Is this getting to be a bit much?

Are we going to buy the guy a new Lincoln Navigator, too?

Don't get me wrong: As a city resident, I think Mfume would be a good mayor; he was a good city councilman, a solid congressman and, from what we see, he's been an effective NAACP president. He speaks from the heart and inspires with words. He's a strongly principled guy, driven to public service. He's a bridge-builder, too. The prospect of him moving into Sleepy Hollow -- City Hall in the 1990s -- perks up a lot of Baltimoreans who've seen nothing but ho-hum from Holliday Street for a decade.

There's a glamorous, celebrity aspect to Mfume, partly because of his high-profile position with the NAACP and, before that, the Congressional Black Caucus. He gives a great speech. Whenever he shows up somewhere, there's always a buzz. William Donald Schaefer, Little Willie Adams, Otis Warren, Peter Angelos, Pete Rawlings and all the others trying to draft him into running are a little lovesick, I think.

But that's OK. It's understandable.

Mfume is a Big Picture guy. He'd bring sorely needed energy and vision to city government.

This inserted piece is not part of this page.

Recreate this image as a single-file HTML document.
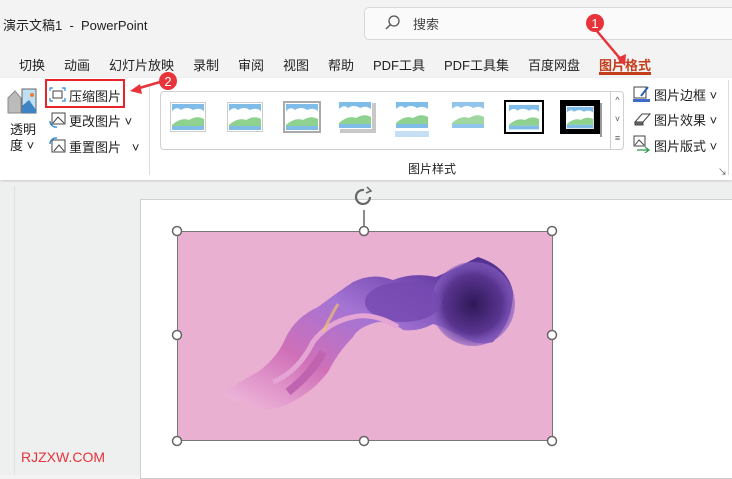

But here's the thing: I can't see him getting [See Rodricks, 2b] too deep into the daily details of the job. I can't see him driving around the city on weekends with a clipboard, taking notes on trash and potholes. And I don't see Mfume registering perfect attendance at Board of Estimates hearings, giving his undivided attention to paving contracts -- especially when he could be making a speech somewhere. A man who wears suits as nice as Mfume's isn't going to be content talkin' shop with George Balog all day. You get my drift?

So maybe the Draft Kweisi Brigade should sweeten the pot. Let Schaefer handle the pothole-and-trash inspections. Let Peter Angelos chair Board of Estimates hearings.

Talk it up, fellas, and you might talk him into it.

On the campaign trail

Meanwhile, the Carl Stokes campaign trudges on. He's the most impressive candidate among those who've declared themselves in the mayor's race, if only because he's willing to express outrage at aspects of city life that have been in steady decline during the Schmoke years. Stokes says he can't accept his hometown in free fall -- losing middle-class population year after year, unable to reverse the decline of schools or stem the rate of violent crime. Every Tuesday at 10:30 a.m., he plans to pick a different location for an outrage speech. (The strategy got off to a rocky start last week. Stokes went to the city morgue to issue a three-point plan for stemming Baltimore's 300-or-more-a-year homicide rate -- just as the Police Department reported a 25 percent decline in killings in the first quarter of 1999.) The campaign has another fund-raiser coming up. There are plans to start some radio commercials this week.

Buying into corporate crowd

I'm hardly the first to note the change in the atmosphere at Orioles games. Skyboxes, the corporate crowd with their season tickets, the Orioles' appeal to the Washington yuppie market -- all that came with Camden Yards and led to a distinct change in the social fabric of an O's game. "They don't have fans anymore," a friend said a few years ago. "They have clients." An average ticket is $19.82, nearly $5 more than the Major League average.

But, wait. Who's to say that's a bad thing?

An Orioles official looking at the numbers might say: "Blessed are the wine-and-cheese eaters."

In "Home of the Game," Thom Loverro's new book about the impact of Camden Yards, the Orioles chief operating officer, Joe Foss, a former Washington banker, gives an impassioned defense of Major League Baseball's evolution into an upper-class sport: "The cynics of this game talk about the real fans and who is here and who isn't here, this whole issue of the wine-and-cheese crowd and the cell phones and all that. I find that whole thing fairly amusing on one hand and disgusting on the other. First of all, by implication, they are saying people who drink wine and [eat] cheese, the sophisticates as it were, the people who presumably might have more money, can't enjoy baseball. I think that is preposterous." Now there's a man who knows what side of the bread his brie is on.

Standing out in the crowd

Richard Hoffberger, on his father, former Orioles owner Jerry Hoffberger, who died Friday:

"We rarely sat in the owner's box [at Memorial Stadium]. We'd sit down in seats near the dugout for the first inning, then he'd get up and walk through the crowd -- sometimes he didn't come back till the eighth inning -- and he'd talk to people, the fans. He'd thank them for coming to the games. It seemed like he knew everyone in the ballpark."